Review: Who remembers Joel Wastberg aka sir Was' 2017 LP, "Digging A Tunnel"? It was one of those albums that achieved cult status not just because of its star's unarguable talent, but its means of production. Recorded close enough to a train line to feel the locomotives shaking the studio itself, it had to be loud, daring and striking to drown out the passing carriages. "Holding On To A Dream" is an altogether quieter affair because the two years between then and now have afforded our man luxuries like a real place to refine his wares. And refine them he has. "No Giving Up" is smooth pop perfection. "The Sun Will Shine" takes us closer to soul, while "Deployed" emphasises electronics to create something closer to early-MGMT's intimate moments than MGMT seem capable of these days - Little "does-no-wrong" Dragon's guest appearance accentuating the notion that this is exquisitely crafted stuff, and far from by numbers.

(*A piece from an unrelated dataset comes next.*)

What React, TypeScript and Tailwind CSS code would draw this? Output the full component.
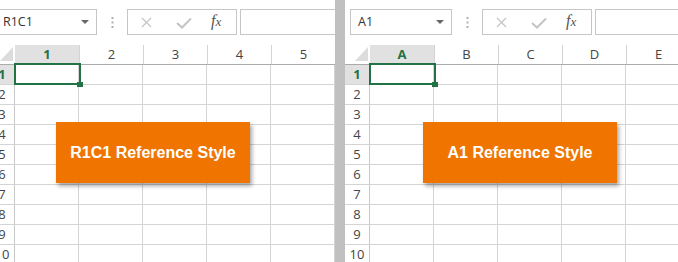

Review: Unabashed satirical wares straight outta Nottingham, Sleaford Mods somewhat charming embrace of British provincialism sees the semi-ironic nature of their music nestle itself in a space shared with Jamie T, Mike Skinner and Blackout Crew. Slightly wayward, political and patronising, their music can sometimes come off something like a scene out of Peep Show, though however tongue-in-cheek their commentary of the UK life can be, it's a gloriously proud album of cultural identity, and in among references to chip tune, bedroom produced beats, alternative Madchester-era sounds to rap and spoken word, it's a record embracing hoodies and trainers as much as it does anarchy and builder's tea. Oi!